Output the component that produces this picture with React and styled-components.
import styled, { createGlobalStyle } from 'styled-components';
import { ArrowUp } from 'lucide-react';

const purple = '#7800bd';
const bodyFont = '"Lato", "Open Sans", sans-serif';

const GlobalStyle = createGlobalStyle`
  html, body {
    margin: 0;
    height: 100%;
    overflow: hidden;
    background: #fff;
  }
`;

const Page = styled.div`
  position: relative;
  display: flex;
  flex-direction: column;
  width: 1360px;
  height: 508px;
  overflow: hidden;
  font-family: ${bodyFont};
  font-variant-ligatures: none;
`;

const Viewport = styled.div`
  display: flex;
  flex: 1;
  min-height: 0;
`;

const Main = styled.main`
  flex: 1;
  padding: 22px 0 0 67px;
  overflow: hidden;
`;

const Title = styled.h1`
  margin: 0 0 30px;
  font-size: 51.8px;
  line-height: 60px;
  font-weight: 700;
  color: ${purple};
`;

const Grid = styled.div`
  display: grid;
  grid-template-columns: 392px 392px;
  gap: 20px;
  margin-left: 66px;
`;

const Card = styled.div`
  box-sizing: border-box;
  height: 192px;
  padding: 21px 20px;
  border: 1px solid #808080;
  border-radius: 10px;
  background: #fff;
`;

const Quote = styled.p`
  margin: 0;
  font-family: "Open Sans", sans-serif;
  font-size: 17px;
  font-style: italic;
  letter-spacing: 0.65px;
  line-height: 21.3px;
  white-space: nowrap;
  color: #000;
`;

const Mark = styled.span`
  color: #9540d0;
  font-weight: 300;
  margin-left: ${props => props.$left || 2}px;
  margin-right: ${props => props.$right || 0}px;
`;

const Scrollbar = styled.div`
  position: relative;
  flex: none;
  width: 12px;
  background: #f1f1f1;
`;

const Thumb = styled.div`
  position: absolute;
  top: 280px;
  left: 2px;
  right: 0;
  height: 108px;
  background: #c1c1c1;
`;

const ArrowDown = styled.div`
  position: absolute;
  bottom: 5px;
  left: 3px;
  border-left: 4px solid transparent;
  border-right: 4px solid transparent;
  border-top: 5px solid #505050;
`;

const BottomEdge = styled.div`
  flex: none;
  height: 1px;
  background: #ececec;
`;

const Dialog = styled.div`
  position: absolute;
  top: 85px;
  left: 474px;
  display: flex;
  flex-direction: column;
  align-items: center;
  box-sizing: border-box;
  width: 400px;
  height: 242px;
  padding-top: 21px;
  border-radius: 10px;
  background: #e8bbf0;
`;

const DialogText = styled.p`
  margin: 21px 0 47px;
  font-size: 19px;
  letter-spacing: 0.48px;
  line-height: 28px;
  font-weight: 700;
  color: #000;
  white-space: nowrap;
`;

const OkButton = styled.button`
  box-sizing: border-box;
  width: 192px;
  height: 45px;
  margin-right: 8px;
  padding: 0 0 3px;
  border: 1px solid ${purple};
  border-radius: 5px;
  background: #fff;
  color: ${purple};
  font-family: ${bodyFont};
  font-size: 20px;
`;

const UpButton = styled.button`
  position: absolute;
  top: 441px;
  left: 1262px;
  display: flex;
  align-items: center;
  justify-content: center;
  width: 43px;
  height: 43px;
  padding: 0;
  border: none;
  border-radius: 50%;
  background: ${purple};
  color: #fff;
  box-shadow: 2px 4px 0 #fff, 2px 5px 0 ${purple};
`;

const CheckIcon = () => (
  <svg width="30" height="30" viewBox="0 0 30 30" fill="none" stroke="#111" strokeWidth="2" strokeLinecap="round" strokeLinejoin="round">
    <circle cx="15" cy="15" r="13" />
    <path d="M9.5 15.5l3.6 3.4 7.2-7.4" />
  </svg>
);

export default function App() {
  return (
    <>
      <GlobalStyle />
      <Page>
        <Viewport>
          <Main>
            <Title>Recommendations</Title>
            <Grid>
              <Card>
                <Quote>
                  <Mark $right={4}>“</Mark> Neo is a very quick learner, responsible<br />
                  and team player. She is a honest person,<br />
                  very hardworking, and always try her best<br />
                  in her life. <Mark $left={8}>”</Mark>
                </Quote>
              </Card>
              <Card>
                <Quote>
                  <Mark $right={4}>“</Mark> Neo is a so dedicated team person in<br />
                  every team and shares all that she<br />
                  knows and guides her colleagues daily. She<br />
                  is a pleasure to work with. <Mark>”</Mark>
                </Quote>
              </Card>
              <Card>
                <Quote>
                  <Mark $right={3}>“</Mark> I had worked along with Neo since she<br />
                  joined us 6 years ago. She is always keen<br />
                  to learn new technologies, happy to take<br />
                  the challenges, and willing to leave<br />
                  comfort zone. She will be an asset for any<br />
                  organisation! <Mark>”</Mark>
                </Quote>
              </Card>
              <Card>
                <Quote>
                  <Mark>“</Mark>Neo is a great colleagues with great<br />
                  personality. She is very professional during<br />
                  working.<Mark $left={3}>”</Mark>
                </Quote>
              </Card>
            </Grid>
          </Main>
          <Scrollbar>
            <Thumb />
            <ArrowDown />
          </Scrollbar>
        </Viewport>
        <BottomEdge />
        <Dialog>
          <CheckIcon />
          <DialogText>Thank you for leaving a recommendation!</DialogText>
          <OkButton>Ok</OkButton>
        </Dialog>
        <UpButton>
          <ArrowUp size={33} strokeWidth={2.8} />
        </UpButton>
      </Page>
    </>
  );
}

■ Exercise aim
Search the listing for the string "that". Copy each line where it turns up.

■ Result of this exercise
Output the component that produces this picture with React and styled-components.
                  every team and shares all that she<br />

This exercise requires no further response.